The article stipulates that, since Autodesk, while very successful, is much smaller than Yahoo, and since Ms. Bartz has no experience in Yahoo's market, the main reason Yahoo picked Bartz for the top spot is simply that she is one tough bitch (my words, not theirs). In addition to her perseverence and drive, she exhibits a rare quality a good capitalist must have to be successful, appreciation of ability in others. Consider this:She was born in Minnesota but lost her mother when she was a child, so her grandmother raised her in a small town in Wisconsin. This early setback appears to have left Ms Bartz with insecurities that would forever motivate her to achieve. She became a homecoming queen and a mathematics star in high school. She worked her way through college by serving cocktails, maintaining a Spartan exercise regime in order to fit into the uniform—a red miniskirt and black fishnet stockings.
Ms Bartz then went to work at 3M, one of America’s blue-chip companies, in the 1970s. But when she requested a transfer to headquarters, she was told that “Women don’t do these jobs.” She walked straight out of 3M and into the computer industry. Eventually this led to her big break, when she was appointed chief executive of Autodesk. But there was a catch.
Just as she began her new job, Ms Bartz was diagnosed with breast cancer. She was 43 at the time, and decided to fight on all fronts. She took a single month off work for a mastectomy and reconstruction, and then went back to her new job full-time, while having chemotherapy for seven months on the side. She defeated her cancer, gained weight and lost it again, and launched Autodesk into a period of astonishing growth.
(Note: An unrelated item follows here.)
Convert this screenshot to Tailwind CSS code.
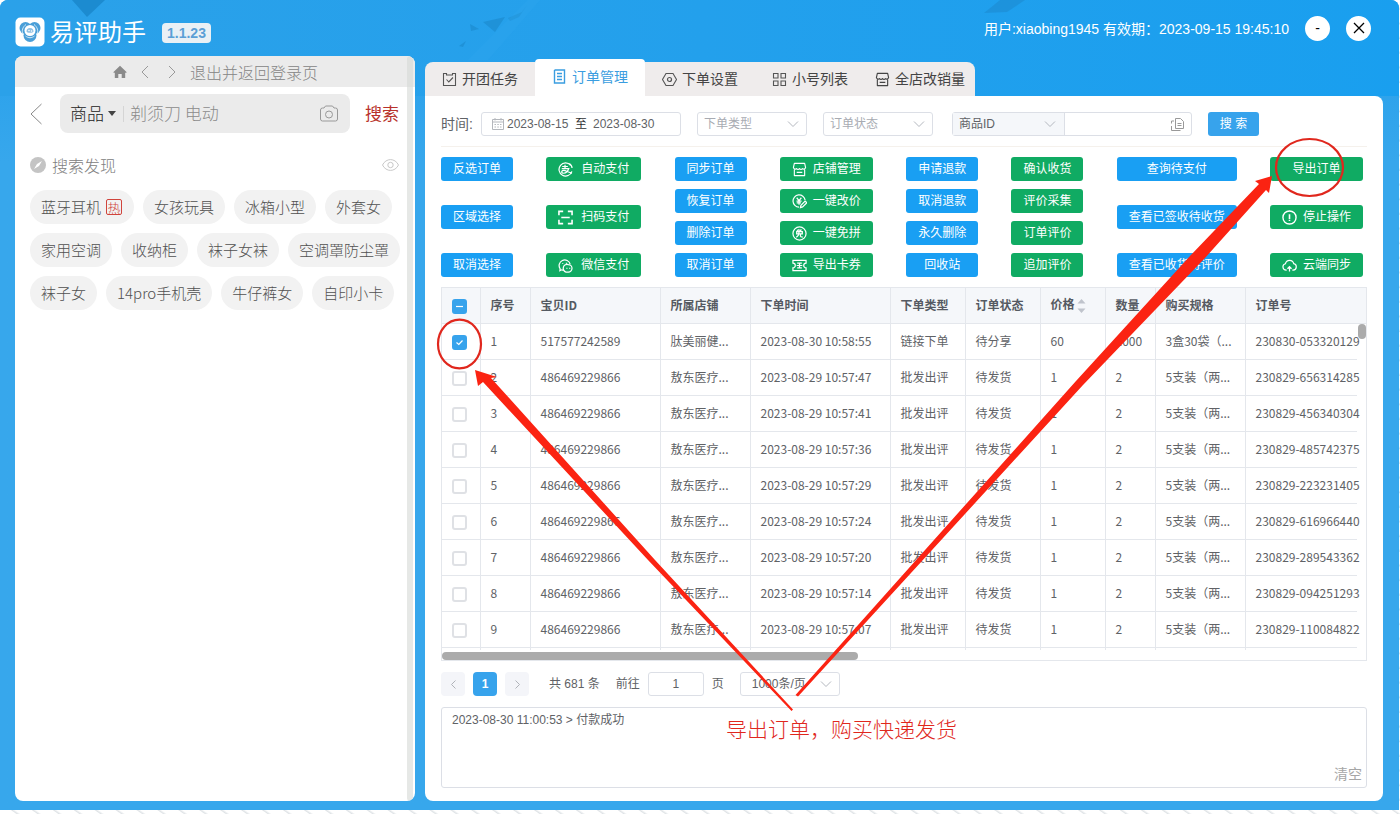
<!DOCTYPE html>
<html lang="zh-CN">
<head>
<meta charset="utf-8">
<title>易评助手</title>
<script src="https://cdn.jsdelivr.net/npm/@tailwindcss/browser@4"></script>
</head>
<body class="relative min-h-screen overflow-hidden bg-white bg-[repeating-linear-gradient(35deg,#ffffff_0px,#ffffff_9px,#dfe3e6_10px,#ffffff_12px)] font-['Liberation_Sans','Noto_Sans_CJK_SC',sans-serif] text-xs text-[#606266]">

<!-- shared icon shapes -->
<svg class="hidden" aria-hidden="true">
  <symbol id="down" viewBox="0 0 12 8"><path d="M1 1.500 6 6.500 11 1.500" fill="none" stroke="#b4b8bf" stroke-width="1"/></symbol>
  <symbol id="shop" viewBox="0 0 16 16"><path d="M2.500 1.500h11l1 4.500a2 2 0 0 1-3.300 1 2 2 0 0 1-3.200 0 2 2 0 0 1-3.200 0A2 2 0 0 1 1.500 6zM2.500 8v6.500h11V8M5 11h6" fill="none" stroke="currentColor" stroke-width="1.200" stroke-linejoin="round"/></symbol>
</svg>

<div class="relative mr-px flex h-[calc(100vh-4px)] flex-col overflow-hidden rounded-t-lg bg-[#36a6ec] bg-linear-to-b from-[#209eeb] to-[#37a7ec] to-20%">
  <div class="absolute inset-x-0 top-0 h-24 bg-linear-to-r from-[#2ba1e9] to-[#199fef]"></div>
  <svg class="absolute left-0 top-0" width="1100" height="96" aria-hidden="true">
    <g fill="#1c8bd0">
      <path d="M72 0h33L87 17z"/><path d="M483 22l22-5-10 15z" opacity=".7"/><path d="M508 18l14-6 5-7-8 12-9 4z" opacity=".5"/><path d="M470 24l9 5-8 2z" opacity=".7"/><path d="M459 46l7-5-3 6z" opacity=".7"/><path d="M984 13 1000 0h25l-18 12z" opacity=".6"/>
    </g>
    <path d="M540 0h-12l-60 60h20z" fill="#35a9ef" opacity=".2"/>
  </svg>

  <header class="relative flex h-14 shrink-0 items-center pl-[15px] pr-[28px]">
    <svg class="mt-2 shrink-0" width="30" height="30" viewBox="0 0 30 30" aria-hidden="true">
      <rect x=".5" y=".5" width="29" height="29" rx="5" fill="#fff"/>
      <circle cx="10.500" cy="11" r="6" fill="#4a9fd8"/><circle cx="19.500" cy="11" r="6" fill="#4a9fd8"/><circle cx="15" cy="18.500" r="6.500" fill="#4a9fd8"/>
      <path d="M8 17c-1.500-3-.5-7 3-9.500M22 17c1.500-3 .5-7-3-9.500M10.500 19c3 2.300 6 2.300 9 0" fill="none" stroke="#d3e9f6" stroke-width="1"/>
      <circle cx="15" cy="13.500" r="5.500" fill="#fff"/>
      <path d="M11.500 14.500a3.500 3.500 0 1 1 7 0c0 1.800-7 1.800-7 0z" fill="#8fc1e3"/><circle cx="14" cy="13.500" r=".8" fill="#fff"/><circle cx="16.500" cy="14" r=".8" fill="#fff"/>
    </svg>
    <h1 class="ml-[5px] mt-[9px] text-2xl leading-6 text-white">易评助手</h1>
    <span class="ml-4 mt-[9px] rounded-sm bg-[#e9f0f5] px-[5px] text-sm font-bold leading-5 text-[#5b9fd6]">1.1.23</span>
    <p class="ml-auto mt-[2px] text-sm text-white">用户:xiaobing1945 有效期：2023-09-15 19:45:10</p>
    <button class="ml-4 flex size-[25px] items-center justify-center rounded-full bg-white text-sm text-black" aria-label="最小化">-</button>
    <button class="ml-4 flex size-[25px] items-center justify-center rounded-full bg-white text-black" aria-label="关闭"><svg width="12" height="12" viewBox="0 0 12 12"><path d="M1 1l10 10M11 1 1 11" stroke="currentColor" stroke-width="1.300"/></svg></button>
  </header>

  <main class="relative flex min-h-0 flex-1 gap-[10px] pb-[9px] pl-[15px] pr-4">
    <!-- shop browser -->
    <aside class="relative flex w-[400px] shrink-0 flex-col overflow-hidden rounded-lg bg-white font-['Noto_Sans_CJK_SC',sans-serif] font-light">
      <div class="absolute inset-y-0 right-[2px] z-10 w-[6px] rounded bg-[#d5d9d5]/60"></div>
      <nav class="flex h-[31px] items-center bg-[#ebebeb] pl-[98px] text-base text-[#858585]">
        <button aria-label="首页"><svg width="14" height="14" viewBox="0 0 14 14"><path d="M7 .8 13.500 7v.8h-1.300V13H8.700V9H5.300v4H1.800V7.800H.5V7z" fill="#8a8a8a"/></svg></button>
        <button class="ml-[14px]" aria-label="后退"><svg width="8" height="14" viewBox="0 0 8 14"><path d="M7 1 1 7l6 6" fill="none" stroke="#999"/></svg></button>
        <button class="ml-[19px]" aria-label="前进"><svg width="8" height="14" viewBox="0 0 8 14"><path d="M1 1l6 6-6 6" fill="none" stroke="#999"/></svg></button>
        <a href="#" class="ml-[14px] leading-6">退出并返回登录页</a>
      </nav>
      <form class="mt-[7px] flex h-[39px] items-center pl-[15px] pr-4 text-[17px]">
        <button type="button" aria-label="返回"><svg width="12" height="22" viewBox="0 0 12 22"><path d="M11.500 1 1 11l10.500 10" fill="none" stroke="#888"/></svg></button>
        <div class="ml-[18px] flex h-full min-w-0 flex-1 items-center rounded-lg bg-[#ebebeb] pl-[10px] pr-3">
          <button type="button" class="flex items-center gap-1 text-[#222]">商品<svg width="8" height="5" viewBox="0 0 8 5"><path d="M0 0h8L4 5z" fill="#444"/></svg></button>
          <span class="ml-[7px] h-4 w-px bg-[#d5d5d5]"></span>
          <input class="ml-[6px] w-0 flex-1 bg-transparent outline-none placeholder:text-[#8c8c8c]" aria-label="搜索商品" placeholder="剃须刀 电动">
          <button type="button" aria-label="拍照搜索"><svg width="18" height="17" viewBox="0 0 18 17"><path d="M5.500 1h7L14 3h1.500a2 2 0 0 1 2 2v9a2 2 0 0 1-2 2h-13a2 2 0 0 1-2-2V5a2 2 0 0 1 2-2H4z" fill="none" stroke="#999"/><circle cx="9" cy="9.500" r="3.500" fill="none" stroke="#999"/></svg></button>
        </div>
        <button class="ml-[15px] font-normal text-[#b8322b]">搜索</button>
      </form>
      <div class="mt-5 flex items-center pl-[15px] pr-4 text-base leading-6 text-[#808080]">
        <svg width="16" height="16" viewBox="0 0 16 16"><circle cx="8" cy="8" r="8" fill="#c4c4c4"/><path d="M12 4 9 9 4 12l3-5z" fill="#fff"/></svg>
        <h2 class="ml-[6px]">搜索发现</h2>
        <button class="ml-auto" aria-label="隐藏"><svg width="17" height="12" viewBox="0 0 17 12"><path d="M.5 6C4-1.200 13-1.200 16.500 6 13 13.200 4 13.200.5 6z" fill="none" stroke="#c8c8c8"/><circle cx="8.500" cy="6" r="2.700" fill="none" stroke="#c8c8c8"/></svg></button>
      </div>
      <div id="tags" class="mt-[13px] flex flex-wrap gap-[9px] pl-[15px] pr-[14px] text-[15px] text-[#505050]"></div>
    </aside>

    <section class="flex min-w-0 flex-1 flex-col pt-[3px]">
      <nav class="relative flex h-[37px] shrink-0 items-end text-sm text-[#444]">
        <button class="flex h-[34px] w-[110px] items-center justify-center gap-[5px] rounded-tl-lg bg-[#efecec]"><svg width="15" height="15" viewBox="0 0 15 15"><path d="M1.500 1.500h3V3h6V1.500h3v12h-12zM4.500 7.500l2.300 2.500L11 5.500" fill="none" stroke="#555" stroke-width="1.100"/></svg>开团任务</button>
        <button class="flex h-[37px] w-[110px] items-center justify-center gap-[5px] rounded-t bg-white pb-[2px] text-[#3a9de0]"><svg width="15" height="15" viewBox="0 0 15 15"><path d="M2.500 1h10v11.500M2.500 1v13h10v-2M5 4.500h5M5 7.500h5M5 10.500h5" fill="none" stroke="currentColor" stroke-width="1.400"/></svg>订单管理</button>
        <button class="flex h-[34px] w-[110px] items-center justify-center gap-[5px] bg-[#efecec]"><svg width="15" height="15" viewBox="0 0 15 15"><path d="M4 1.500h7l3.500 6-3.500 6H4l-3.500-6z" fill="none" stroke="#555" stroke-width="1.100"/><circle cx="7.500" cy="7.500" r="2" fill="none" stroke="#555" stroke-width="1.200"/></svg>下单设置</button>
        <button class="flex h-[34px] w-[110px] items-center justify-center gap-[5px] bg-[#efecec]"><svg width="15" height="15" viewBox="0 0 15 15"><path d="M1.500 1.500h4.500V6H1.500zM9 1.500h4.500V6H9zM1.500 9h4.500v4.500H1.500zM9 9h4.500v4.500H9z" fill="none" stroke="#555" stroke-width="1.100"/></svg>小号列表</button>
        <button class="flex h-[34px] w-[110px] items-center justify-center gap-[5px] rounded-tr-lg bg-[#efecec]"><svg width="15" height="15"><use href="#shop"/></svg>全店改销量</button>
      </nav>

      <div class="flex min-h-0 flex-1 flex-col rounded-b-lg rounded-tr-lg bg-white px-4 pb-[13px] pt-4">
        <form class="flex h-6 shrink-0 items-center">
          <label for="from" class="w-[30px] whitespace-nowrap text-sm">时间:</label>
          <div class="ml-[10px] flex h-6 w-[200px] items-center rounded-[3px] border border-[#dcdfe6] pl-[10px] text-[#606266]">
            <svg class="shrink-0" width="12" height="12" viewBox="0 0 12 12"><path d="M.5 1.500h11v10H.5zM.5 4h11M3 0v2.500M9 0v2.500M2.500 6.500h1.500M5.300 6.500h1.500M8 6.500h1.500M2.500 9h1.500M5.300 9h1.500M8 9h1.500" fill="none" stroke="#b4b7bc"/></svg>
            <input id="from" class="ml-[3px] w-[64px] outline-none" value="2023-08-15">
            <span class="ml-1 mr-[6px] text-[#303133]">至</span>
            <input class="w-[66px] outline-none" aria-label="结束日期" value="2023-08-30">
          </div>
          <div class="relative ml-4 w-[110px]"><select aria-label="下单类型" class="h-6 w-full appearance-none rounded-[3px] border border-[#dcdfe6] bg-white pl-[6px] leading-[22px] text-[#a8abb2] outline-none"><option>下单类型</option></select><svg class="pointer-events-none absolute right-2 top-2" width="12" height="8"><use href="#down"/></svg></div>
          <div class="relative ml-4 w-[110px]"><select aria-label="订单状态" class="h-6 w-full appearance-none rounded-[3px] border border-[#dcdfe6] bg-white pl-[6px] leading-[22px] text-[#a8abb2] outline-none"><option>订单状态</option></select><svg class="pointer-events-none absolute right-2 top-2" width="12" height="8"><use href="#down"/></svg></div>
          <div class="ml-[19px] flex h-6 w-60 rounded-[3px] border border-[#dcdfe6]">
            <div class="relative w-[112px] border-r border-[#dcdfe6] bg-[#f5f7fa]"><select aria-label="查询字段" class="h-[22px] w-full appearance-none bg-transparent pl-[6px] leading-[22px] text-[#606266] outline-none"><option>商品ID</option></select><svg class="pointer-events-none absolute right-2 top-[7px]" width="12" height="8"><use href="#down"/></svg></div>
            <input aria-label="查询内容" class="w-0 flex-1 px-2 outline-none">
            <button type="button" class="mr-[7px]" aria-label="粘贴"><svg width="13" height="13" viewBox="0 0 13 13"><path d="M4.500.5h5l3 3v7h-8zM3 3H.500v2.500M.5 8v4.500h9M6.500 5.500h4M6.500 7.500h4" fill="none" stroke="#999"/></svg></button>
          </div>
          <button type="button" class="ml-4 h-6 w-[51px] rounded-[3px] bg-[#37a3ec] text-white">搜 索</button>
        </form>

        <div class="mt-[10px] h-px shrink-0 bg-[#f5f1ec]"></div>

        <div id="actions" class="mt-[10px] flex h-[120px] shrink-0 justify-between pr-1 text-white"></div>

        <div class="relative mt-[10px] min-h-0 flex-1 overflow-hidden border border-[#e4e7ec] font-['Noto_Sans_CJK_SC',sans-serif]">
          <table class="w-full table-fixed border-collapse text-left">
            <colgroup><col class="w-[38px]"><col class="w-[50px]"><col class="w-[130px]"><col class="w-[90px]"><col class="w-[140px]"><col class="w-[75px]"><col class="w-[75px]"><col class="w-[65px]"><col class="w-[50px]"><col class="w-[90px]"><col><col class="w-[9px]"></colgroup>
            <thead class="bg-[#f5f7fa] text-[#555a62]"><tr id="head" class="h-[35px] border-b border-[#e4e7ec]"></tr></thead>
            <tbody id="rows"></tbody>
          </table>
          <div class="absolute inset-x-0 bottom-0 flex h-[10px] items-end bg-white"><div class="h-2 w-[45%] rounded-full bg-[#ababab]"></div></div>
          <div class="absolute right-0 top-9 h-[15px] w-2 rounded-full bg-[#ababab]"></div>
        </div>

        <div class="mt-[11px] flex h-6 shrink-0 items-center">
          <button class="flex size-6 items-center justify-center rounded-sm bg-[#f4f5f9]" aria-label="上一页"><svg width="5" height="9" viewBox="0 0 5 9"><path d="M4.500.5.5 4.500l4 4" fill="none" stroke="#b0b3b9"/></svg></button>
          <button class="ml-2 size-6 rounded-sm bg-[#37a3ec] font-bold text-white">1</button>
          <button class="ml-2 flex size-6 items-center justify-center rounded-sm bg-[#f4f5f9]" aria-label="下一页"><svg width="5" height="9" viewBox="0 0 5 9"><path d="M.5.5l4 4-4 4" fill="none" stroke="#b0b3b9"/></svg></button>
          <span class="ml-5">共 681 条</span>
          <label for="page" class="ml-4">前往</label>
          <input id="page" class="mx-2 h-6 w-14 rounded-[3px] border border-[#dcdfe6] text-center outline-none" value="1">
          <span>页</span>
          <div class="relative ml-4 w-[100px]"><select aria-label="每页条数" class="h-6 w-full appearance-none rounded-[3px] border border-[#dcdfe6] bg-white pl-[11px] leading-[22px] outline-none"><option>1000条/页</option></select><svg class="pointer-events-none absolute right-2 top-2" width="12" height="8"><use href="#down"/></svg></div>
        </div>

        <div class="relative mt-[11px] h-[81px] shrink-0">
          <textarea aria-label="日志" class="block h-full w-full resize-none rounded-[3px] border border-[#dcdfe6] px-[10px] py-[2px] leading-5 outline-none">2023-08-30 11:00:53 &gt; 付款成功</textarea>
          <button class="absolute bottom-1 right-[5px] text-sm text-[#a6a6a6]">清空</button>
        </div>
      </div>
    </section>
  </main>
</div>

<!-- hand-drawn notes above the window -->
<svg class="pointer-events-none absolute left-0 top-0" width="1400" height="814" viewBox="0 0 1400 814" aria-hidden="true">
  <g fill="none" stroke="#e0271d" stroke-width="2.200"><ellipse cx="459.500" cy="344" rx="21.500" ry="24.300"/><ellipse cx="1309.500" cy="167.500" rx="33.500" ry="28.500"/></g>
  <path fill="#fb2312" d="M475 370 497 377 491 378 655 560 793 709.500 791.500 711 648 560 483 382 478 386z"/>
  <path fill="#fb2312" d="M1272 176 1269 193 1266 190 1205 258 1083 385 798 696.500 795.500 695 1076 381 1190 256 1259 184 1255 181z"/>
</svg>
<p class="pointer-events-none absolute left-[726px] top-[715px] text-[21px] font-light leading-[30px] text-[#e0271d]">导出订单，购买快递发货</p>

<script>
const tags = ['蓝牙耳机','女孩玩具','冰箱小型','外套女','家用空调','收纳柜','袜子女袜','空调罩防尘罩','袜子女','14pro手机壳','牛仔裤女','自印小卡'];
document.getElementById('tags').innerHTML = tags.map((t, i) =>
  `<button class="flex h-[34px] items-center rounded-full bg-[#f2f2f2] px-[11px]">${t}${i ? '' : '<span class="ml-[5px] mr-px flex size-4 items-center justify-center rounded-[2px] border border-[#d0443c] text-[13px] leading-none text-[#d0443c]">热</span>'}</button>`).join('');

const icon = d => `<svg class="shrink-0" width="15" height="15" viewBox="0 0 16 16" fill="none" stroke="currentColor" stroke-width="1.300">${d}</svg>`;
const icons = {
  pay: icon('<path d="M13.500 3.500A7 7 0 1 0 14.800 10M4.500 4.800h6M7.500 3v4M4 7h7.500c-1 3-3 5-5.500 5-3 0-2.500-3 0-3 2.500 0 4.500 2 9 3M12 1.500a6 6 0 0 1 3 5"/>'),
  scan: icon('<path d="M1 5.500V1.500h4.500M10.500 1.500H15v4M15 10.500v4h-4.500M5.500 14.500H1v-4M3.500 8h9" stroke-width="1.700"/>'),
  wechat: icon('<path d="M6 13c-1 0-1.500-.2-2-.4L2 13.500l.3-2A6 6 0 1 1 13 6.500"/><path d="M11 7a4 4 0 1 1-.1 8H8.500a4 4 0 0 1 2.500-8zM5 5.500v1M9 5v1M9.500 10.500v1M12.500 10.500v1"/>'),
  shop: '<svg class="shrink-0" width="15" height="15"><use href="#shop"/></svg>',
  price: icon('<path d="M14 6.500A6.500 6.500 0 1 0 7.500 14M5 4l2.500 3L10 4M4.800 7.500h5.400M5 9.500h4.500M7.500 7v4.500"/><path d="m9 14.500.5-2.500 4.500-4.500 1.800 1.800-4.500 4.500z"/>'),
  free: icon('<circle cx="8" cy="8" r="7"/><path d="M7 3.500 5 6M6.500 4.500h3L8.500 6M5 6h6v2.500H5zM7.500 6.500c0 3-1 4.500-3 5.500M9 8.500v2.500c0 .8.500.8 2.500.8"/>'),
  card: icon('<path d="M1 2.500h14v3a2.500 2.500 0 0 0 0 5v3H1v-3a2.500 2.500 0 0 0 0-5zM5.500 5.500h5M5 8h6M5.500 10.500h5M8 5.500v5"/>'),
  stop: icon('<circle cx="8" cy="8" r="7" stroke-width="1.500"/><path d="M8 4.500v5M8 10.500v1.200" stroke-width="1.700"/>'),
  cloud: icon('<path d="M5 13H4.500a3.500 3.500 0 0 1-.8-6.900 4.500 4.500 0 0 1 8.800 0A3.500 3.500 0 0 1 12 13h-1M8 14.500V9.500M5.800 11.500 8 9.300l2.200 2.200"/>')
};
const B = 'bg-[#199ff3]', G = 'bg-[#10ab63]';
const columns = [
  [B, ['反选订单'], ['区域选择'], ['取消选择']],
  [G, ['自动支付','pay'], ['扫码支付','scan'], ['微信支付','wechat']],
  [B, ['同步订单'], ['恢复订单'], ['删除订单'], ['取消订单']],
  [G, ['店铺管理','shop'], ['一键改价','price'], ['一键免拼','free'], ['导出卡券','card']],
  [B, ['申请退款'], ['取消退款'], ['永久删除'], ['回收站']],
  [G, ['确认收货'], ['评价采集'], ['订单评价'], ['追加评价']],
  [B, ['查询待支付'], ['查看已签收待收货'], ['查看已收货待评价']],
  [G, ['导出订单'], ['停止操作','stop'], ['云端同步','cloud']]
];
document.getElementById('actions').innerHTML = columns.map(([c, ...items], n) =>
  `<div class="flex flex-col justify-between">${items.map(([t, i]) =>
    `<button class="${c} ${n === 1 ? 'gap-2' : 'gap-[6px]'} flex h-6 items-center justify-center rounded-[3px] px-3">${i ? icons[i] : ''}${t}</button>`).join('')}</div>`).join('');

const line = 'border-r border-[#e4e7ec]';
const sort = '<svg class="ml-[2px] inline" width="9" height="16" viewBox="0 0 9 16"><path d="M4.500 1 8.500 5.500h-8zM4.500 15l4-4.500h-8z" fill="#c0c4cc"/></svg>';
const box = 'relative block size-[15px] appearance-none rounded-[3px] border-2 border-[#dfe1e5] bg-white checked:border-[#37a3ec] checked:bg-[#37a3ec] indeterminate:border-[#37a3ec] indeterminate:bg-[#37a3ec]';
const mark = d => `<svg class="pointer-events-none absolute left-[2px] top-[2px]" width="11" height="11" viewBox="0 0 11 11"><path d="${d}" fill="none" stroke="#fff" stroke-width="1.200"/></svg>`;
document.getElementById('head').innerHTML =
  `<th class="${line} pl-[10px] pt-[3px]"><div class="relative w-[15px]"><input type="checkbox" id="all" aria-label="全选" class="${box}">${mark('M2 5.500h7')}</div></th>` +
  ['序号','宝贝ID','所属店铺','下单时间','下单类型','订单状态','价格' + sort,'数量','购买规格'].map(t => `<th class="${line} truncate pl-[10px] font-bold">${t}</th>`).join('') +
  '<th class="pl-[10px] font-bold">订单号</th><th></th>';
document.getElementById('all').indeterminate = true;

const data = [
  ['30 10:58:55','230830-053320129'],['29 10:57:47','230829-656314285'],['29 10:57:41','230829-456340304'],
  ['29 10:57:36','230829-485742375'],['29 10:57:29','230829-223231405'],['29 10:57:24','230829-616966440'],
  ['29 10:57:20','230829-289543362'],['29 10:57:14','230829-094251293'],['29 10:57:07','230829-110084822']
];
document.getElementById('rows').innerHTML = data.map(([time, no], i) => {
  const f = i === 0;
  const cells = [i + 1, f ? '517577242589' : '486469229866', f ? '肽美丽健...' : '敖东医疗...', '2023-08-' + time,
    f ? '链接下单' : '批发出评', f ? '待分享' : '待发货', f ? 60 : 1, f ? 1000 : 2, f ? '3盒30袋（...' : '5支装（两...'];
  return `<tr class="h-9"><td class="${line} border-b pl-[10px] pt-[3px]"><div class="relative w-[15px]"><input type="checkbox" aria-label="选择第${i + 1}行" class="${box}"${f ? ' checked' : ''}>${f ? mark('M2.500 5.500 4.800 7.500 8.500 3.500') : ''}</div></td>` +
    cells.map(t => `<td class="${line} whitespace-nowrap border-b pl-[10px]">${t}</td>`).join('') +
    `<td class="whitespace-nowrap border-b border-[#e4e7ec] pl-[10px]">${no}</td><td></td></tr>`;
}).join('') + `<tr class="h-9">${`<td class="${line}"></td>`.repeat(10)}<td></td><td></td></tr>`;
</script>
</body>
</html>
Her discipline was iron—and possibly excessive. To keep her family in Atherton, she commuted to the office, which required a long, traffic-clogged drive across the Golden Gate Bridge. To regain these lost hours each day, she spent the whole time behind her chauffeur reading and working, often stopping several times along the way to throw up out of carsickness. Her driver knew all the best places to pull over along Highway 101.
Unlike a lot of men in her position, Ms Bartz kept her power in perspective. She had groomed a successor at Autodesk and became worried that he might leave if she stuck around too long. So she made way for him and became Autodesk’s chairman. “There is a real difference between managing and leading,” she once said. “Managing winds up being the allocation of resources against tasks. Leadership focuses on people. My definition of a leader is someone who helps people succeed.”I would say this characteristic makes her unlike a lot of people in her position, but I won't split hairs. In his book, The Prime Movers, Objectivist business scholar Edwin Locke devotes an entire chapter to the absolute necesity of nurturing human ability if you are a CEO. Poorly planned CEO succession can be absolutely devastating to a corporation. (See: Oh, let's start with GE and work our way down by market value)
It will be very interesting to see if Bartz can salvage Yahoo and turn it into something decent for its shareholders. If she can manage a successful turnaround, or even a beneficial sale of the company, she might earn herself a place in the business history books.